Problem requirements: Return the whole listing, keeping every character the same.

## start Stored data

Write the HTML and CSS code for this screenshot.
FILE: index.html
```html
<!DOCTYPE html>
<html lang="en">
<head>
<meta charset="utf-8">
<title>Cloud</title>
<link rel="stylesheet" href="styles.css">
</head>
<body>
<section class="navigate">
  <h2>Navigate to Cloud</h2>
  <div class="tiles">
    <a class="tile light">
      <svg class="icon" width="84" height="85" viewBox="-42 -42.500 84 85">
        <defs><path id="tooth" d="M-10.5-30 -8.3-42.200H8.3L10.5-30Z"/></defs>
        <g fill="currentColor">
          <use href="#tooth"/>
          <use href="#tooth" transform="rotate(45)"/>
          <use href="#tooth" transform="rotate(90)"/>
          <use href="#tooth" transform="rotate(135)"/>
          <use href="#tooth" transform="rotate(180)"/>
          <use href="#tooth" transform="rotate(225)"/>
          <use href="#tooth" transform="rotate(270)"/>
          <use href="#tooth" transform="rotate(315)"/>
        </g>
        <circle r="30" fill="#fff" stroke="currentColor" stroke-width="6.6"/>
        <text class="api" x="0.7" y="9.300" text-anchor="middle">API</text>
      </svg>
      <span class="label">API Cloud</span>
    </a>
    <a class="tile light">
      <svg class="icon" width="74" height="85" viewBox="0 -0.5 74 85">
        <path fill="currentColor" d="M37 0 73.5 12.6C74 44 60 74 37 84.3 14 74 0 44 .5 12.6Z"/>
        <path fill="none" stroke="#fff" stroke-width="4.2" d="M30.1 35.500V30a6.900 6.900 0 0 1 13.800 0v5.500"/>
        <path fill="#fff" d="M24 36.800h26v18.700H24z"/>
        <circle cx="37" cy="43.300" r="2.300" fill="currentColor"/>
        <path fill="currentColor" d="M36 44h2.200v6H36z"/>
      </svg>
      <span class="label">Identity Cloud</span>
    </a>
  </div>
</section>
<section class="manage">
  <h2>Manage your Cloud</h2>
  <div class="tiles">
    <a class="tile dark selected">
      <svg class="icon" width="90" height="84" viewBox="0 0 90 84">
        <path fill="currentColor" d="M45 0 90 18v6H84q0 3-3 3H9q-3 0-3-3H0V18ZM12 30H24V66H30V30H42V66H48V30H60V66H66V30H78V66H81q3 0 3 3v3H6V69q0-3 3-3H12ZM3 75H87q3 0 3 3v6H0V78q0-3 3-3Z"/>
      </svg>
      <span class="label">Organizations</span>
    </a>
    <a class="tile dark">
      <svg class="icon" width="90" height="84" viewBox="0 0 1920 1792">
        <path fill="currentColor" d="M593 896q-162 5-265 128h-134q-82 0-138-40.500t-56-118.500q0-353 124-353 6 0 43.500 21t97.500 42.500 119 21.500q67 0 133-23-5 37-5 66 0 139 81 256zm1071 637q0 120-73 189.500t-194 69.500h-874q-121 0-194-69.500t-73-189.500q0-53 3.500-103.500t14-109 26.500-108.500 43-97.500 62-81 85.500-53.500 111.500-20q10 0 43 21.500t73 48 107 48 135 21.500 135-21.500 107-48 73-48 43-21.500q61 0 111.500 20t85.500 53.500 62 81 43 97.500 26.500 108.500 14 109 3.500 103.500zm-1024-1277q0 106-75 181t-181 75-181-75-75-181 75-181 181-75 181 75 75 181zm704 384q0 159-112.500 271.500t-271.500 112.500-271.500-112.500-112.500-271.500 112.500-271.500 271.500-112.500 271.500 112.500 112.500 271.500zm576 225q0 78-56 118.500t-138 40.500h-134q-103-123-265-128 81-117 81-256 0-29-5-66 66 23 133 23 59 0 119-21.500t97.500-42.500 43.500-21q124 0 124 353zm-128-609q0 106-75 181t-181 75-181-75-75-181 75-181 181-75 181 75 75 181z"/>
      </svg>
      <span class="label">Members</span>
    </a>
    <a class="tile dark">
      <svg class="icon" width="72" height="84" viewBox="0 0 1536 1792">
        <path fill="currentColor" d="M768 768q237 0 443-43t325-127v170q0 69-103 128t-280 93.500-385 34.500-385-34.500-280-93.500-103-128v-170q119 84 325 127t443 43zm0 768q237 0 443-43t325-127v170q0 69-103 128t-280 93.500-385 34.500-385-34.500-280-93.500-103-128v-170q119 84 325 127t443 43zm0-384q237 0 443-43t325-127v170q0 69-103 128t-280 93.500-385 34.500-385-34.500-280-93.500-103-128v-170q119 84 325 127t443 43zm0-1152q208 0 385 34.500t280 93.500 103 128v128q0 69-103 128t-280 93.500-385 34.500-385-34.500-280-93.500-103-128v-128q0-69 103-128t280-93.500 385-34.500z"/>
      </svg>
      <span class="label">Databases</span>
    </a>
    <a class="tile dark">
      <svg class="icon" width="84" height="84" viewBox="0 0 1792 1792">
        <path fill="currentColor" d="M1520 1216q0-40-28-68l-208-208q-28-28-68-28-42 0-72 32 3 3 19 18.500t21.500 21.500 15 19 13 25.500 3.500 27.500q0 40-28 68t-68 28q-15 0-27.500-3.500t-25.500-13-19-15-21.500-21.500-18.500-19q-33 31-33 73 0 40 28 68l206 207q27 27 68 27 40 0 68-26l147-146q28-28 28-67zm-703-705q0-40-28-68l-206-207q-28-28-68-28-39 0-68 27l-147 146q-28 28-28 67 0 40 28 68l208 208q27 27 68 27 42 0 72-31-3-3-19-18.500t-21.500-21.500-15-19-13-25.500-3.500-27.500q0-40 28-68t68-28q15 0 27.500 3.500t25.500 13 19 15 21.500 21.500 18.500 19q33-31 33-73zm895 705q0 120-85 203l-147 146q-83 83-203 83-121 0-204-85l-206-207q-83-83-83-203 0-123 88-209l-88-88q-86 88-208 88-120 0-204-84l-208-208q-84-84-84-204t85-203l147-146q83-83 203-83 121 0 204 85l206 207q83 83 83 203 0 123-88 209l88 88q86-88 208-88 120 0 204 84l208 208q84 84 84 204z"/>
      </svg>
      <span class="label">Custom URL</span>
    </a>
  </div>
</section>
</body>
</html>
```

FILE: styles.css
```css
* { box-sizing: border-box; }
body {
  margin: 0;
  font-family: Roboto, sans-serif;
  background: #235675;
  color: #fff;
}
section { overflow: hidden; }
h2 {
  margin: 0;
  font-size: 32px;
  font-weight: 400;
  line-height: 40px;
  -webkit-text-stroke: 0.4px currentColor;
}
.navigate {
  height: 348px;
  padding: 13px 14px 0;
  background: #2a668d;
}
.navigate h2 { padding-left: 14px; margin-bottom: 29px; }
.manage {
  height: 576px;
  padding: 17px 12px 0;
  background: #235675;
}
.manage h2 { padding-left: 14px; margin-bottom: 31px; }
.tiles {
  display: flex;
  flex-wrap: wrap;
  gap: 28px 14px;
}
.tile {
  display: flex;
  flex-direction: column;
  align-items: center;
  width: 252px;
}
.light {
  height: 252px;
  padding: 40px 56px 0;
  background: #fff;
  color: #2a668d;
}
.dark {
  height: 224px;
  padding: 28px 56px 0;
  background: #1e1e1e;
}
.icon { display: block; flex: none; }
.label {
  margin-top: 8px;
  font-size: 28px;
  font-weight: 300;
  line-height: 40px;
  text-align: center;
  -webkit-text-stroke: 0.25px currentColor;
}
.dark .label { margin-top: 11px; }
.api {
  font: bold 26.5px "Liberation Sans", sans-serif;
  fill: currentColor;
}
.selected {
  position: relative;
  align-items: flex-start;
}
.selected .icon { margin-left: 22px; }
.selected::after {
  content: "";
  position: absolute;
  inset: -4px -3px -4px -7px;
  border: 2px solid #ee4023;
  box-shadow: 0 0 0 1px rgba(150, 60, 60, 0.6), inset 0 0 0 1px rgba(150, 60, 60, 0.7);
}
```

## end Stored data

Exercise response:
Write the HTML and CSS code for this screenshot.
FILE: index.html
```html
<!DOCTYPE html>
<html lang="en">
<head>
<meta charset="utf-8">
<title>Cloud</title>
<link rel="stylesheet" href="styles.css">
</head>
<body>
<section class="navigate">
  <h2>Navigate to Cloud</h2>
  <div class="tiles">
    <a class="tile light">
      <svg class="icon" width="84" height="85" viewBox="-42 -42.500 84 85">
        <defs><path id="tooth" d="M-10.5-30 -8.3-42.200H8.3L10.5-30Z"/></defs>
        <g fill="currentColor">
          <use href="#tooth"/>
          <use href="#tooth" transform="rotate(45)"/>
          <use href="#tooth" transform="rotate(90)"/>
          <use href="#tooth" transform="rotate(135)"/>
          <use href="#tooth" transform="rotate(180)"/>
          <use href="#tooth" transform="rotate(225)"/>
          <use href="#tooth" transform="rotate(270)"/>
          <use href="#tooth" transform="rotate(315)"/>
        </g>
        <circle r="30" fill="#fff" stroke="currentColor" stroke-width="6.6"/>
        <text class="api" x="0.7" y="9.300" text-anchor="middle">API</text>
      </svg>
      <span class="label">API Cloud</span>
    </a>
    <a class="tile light">
      <svg class="icon" width="74" height="85" viewBox="0 -0.5 74 85">
        <path fill="currentColor" d="M37 0 73.5 12.6C74 44 60 74 37 84.3 14 74 0 44 .5 12.6Z"/>
        <path fill="none" stroke="#fff" stroke-width="4.2" d="M30.1 35.500V30a6.900 6.900 0 0 1 13.800 0v5.500"/>
        <path fill="#fff" d="M24 36.800h26v18.700H24z"/>
        <circle cx="37" cy="43.300" r="2.300" fill="currentColor"/>
        <path fill="currentColor" d="M36 44h2.200v6H36z"/>
      </svg>
      <span class="label">Identity Cloud</span>
    </a>
  </div>
</section>
<section class="manage">
  <h2>Manage your Cloud</h2>
  <div class="tiles">
    <a class="tile dark selected">
      <svg class="icon" width="90" height="84" viewBox="0 0 90 84">
        <path fill="currentColor" d="M45 0 90 18v6H84q0 3-3 3H9q-3 0-3-3H0V18ZM12 30H24V66H30V30H42V66H48V30H60V66H66V30H78V66H81q3 0 3 3v3H6V69q0-3 3-3H12ZM3 75H87q3 0 3 3v6H0V78q0-3 3-3Z"/>
      </svg>
      <span class="label">Organizations</span>
    </a>
    <a class="tile dark">
      <svg class="icon" width="90" height="84" viewBox="0 0 1920 1792">
        <path fill="currentColor" d="M593 896q-162 5-265 128h-134q-82 0-138-40.500t-56-118.500q0-353 124-353 6 0 43.500 21t97.500 42.500 119 21.500q67 0 133-23-5 37-5 66 0 139 81 256zm1071 637q0 120-73 189.500t-194 69.500h-874q-121 0-194-69.500t-73-189.500q0-53 3.500-103.500t14-109 26.500-108.500 43-97.500 62-81 85.500-53.500 111.500-20q10 0 43 21.500t73 48 107 48 135 21.500 135-21.500 107-48 73-48 43-21.500q61 0 111.500 20t85.500 53.500 62 81 43 97.500 26.500 108.500 14 109 3.500 103.500zm-1024-1277q0 106-75 181t-181 75-181-75-75-181 75-181 181-75 181 75 75 181zm704 384q0 159-112.500 271.500t-271.500 112.500-271.500-112.500-112.500-271.500 112.500-271.500 271.500-112.500 271.500 112.500 112.500 271.500zm576 225q0 78-56 118.500t-138 40.500h-134q-103-123-265-128 81-117 81-256 0-29-5-66 66 23 133 23 59 0 119-21.500t97.500-42.500 43.500-21q124 0 124 353zm-128-609q0 106-75 181t-181 75-181-75-75-181 75-181 181-75 181 75 75 181z"/>
      </svg>
      <span class="label">Members</span>
    </a>
    <a class="tile dark">
      <svg class="icon" width="72" height="84" viewBox="0 0 1536 1792">
        <path fill="currentColor" d="M768 768q237 0 443-43t325-127v170q0 69-103 128t-280 93.500-385 34.500-385-34.500-280-93.500-103-128v-170q119 84 325 127t443 43zm0 768q237 0 443-43t325-127v170q0 69-103 128t-280 93.500-385 34.500-385-34.500-280-93.500-103-128v-170q119 84 325 127t443 43zm0-384q237 0 443-43t325-127v170q0 69-103 128t-280 93.500-385 34.500-385-34.500-280-93.500-103-128v-170q119 84 325 127t443 43zm0-1152q208 0 385 34.500t280 93.500 103 128v128q0 69-103 128t-280 93.500-385 34.500-385-34.500-280-93.500-103-128v-128q0-69 103-128t280-93.500 385-34.500z"/>
      </svg>
      <span class="label">Databases</span>
    </a>
    <a class="tile dark">
      <svg class="icon" width="84" height="84" viewBox="0 0 1792 1792">
        <path fill="currentColor" d="M1520 1216q0-40-28-68l-208-208q-28-28-68-28-42 0-72 32 3 3 19 18.500t21.500 21.500 15 19 13 25.500 3.500 27.500q0 40-28 68t-68 28q-15 0-27.500-3.500t-25.500-13-19-15-21.500-21.500-18.500-19q-33 31-33 73 0 40 28 68l206 207q27 27 68 27 40 0 68-26l147-146q28-28 28-67zm-703-705q0-40-28-68l-206-207q-28-28-68-28-39 0-68 27l-147 146q-28 28-28 67 0 40 28 68l208 208q27 27 68 27 42 0 72-31-3-3-19-18.500t-21.500-21.500-15-19-13-25.500-3.500-27.500q0-40 28-68t68-28q15 0 27.500 3.500t25.500 13 19 15 21.500 21.500 18.500 19q33-31 33-73zm895 705q0 120-85 203l-147 146q-83 83-203 83-121 0-204-85l-206-207q-83-83-83-203 0-123 88-209l-88-88q-86 88-208 88-120 0-204-84l-208-208q-84-84-84-204t85-203l147-146q83-83 203-83 121 0 204 85l206 207q83 83 83 203 0 123-88 209l88 88q86-88 208-88 120 0 204 84l208 208q84 84 84 204z"/>
      </svg>
      <span class="label">Custom URL</span>
    </a>
  </div>
</section>
</body>
</html>
```

FILE: styles.css
```css
* { box-sizing: border-box; }
body {
  margin: 0;
  font-family: Roboto, sans-serif;
  background: #235675;
  color: #fff;
}
section { overflow: hidden; }
h2 {
  margin: 0;
  font-size: 32px;
  font-weight: 400;
  line-height: 40px;
  -webkit-text-stroke: 0.4px currentColor;
}
.navigate {
  height: 348px;
  padding: 13px 14px 0;
  background: #2a668d;
}
.navigate h2 { padding-left: 14px; margin-bottom: 29px; }
.manage {
  height: 576px;
  padding: 17px 12px 0;
  background: #235675;
}
.manage h2 { padding-left: 14px; margin-bottom: 31px; }
.tiles {
  display: flex;
  flex-wrap: wrap;
  gap: 28px 14px;
}
.tile {
  display: flex;
  flex-direction: column;
  align-items: center;
  width: 252px;
}
.light {
  height: 252px;
  padding: 40px 56px 0;
  background: #fff;
  color: #2a668d;
}
.dark {
  height: 224px;
  padding: 28px 56px 0;
  background: #1e1e1e;
}
.icon { display: block; flex: none; }
.label {
  margin-top: 8px;
  font-size: 28px;
  font-weight: 300;
  line-height: 40px;
  text-align: center;
  -webkit-text-stroke: 0.25px currentColor;
}
.dark .label { margin-top: 11px; }
.api {
  font: bold 26.5px "Liberation Sans", sans-serif;
  fill: currentColor;
}
.selected {
  position: relative;
  align-items: flex-start;
}
.selected .icon { margin-left: 22px; }
.selected::after {
  content: "";
  position: absolute;
  inset: -4px -3px -4px -7px;
  border: 2px solid #ee4023;
  box-shadow: 0 0 0 1px rgba(150, 60, 60, 0.6), inset 0 0 0 1px rgba(150, 60, 60, 0.7);
}
```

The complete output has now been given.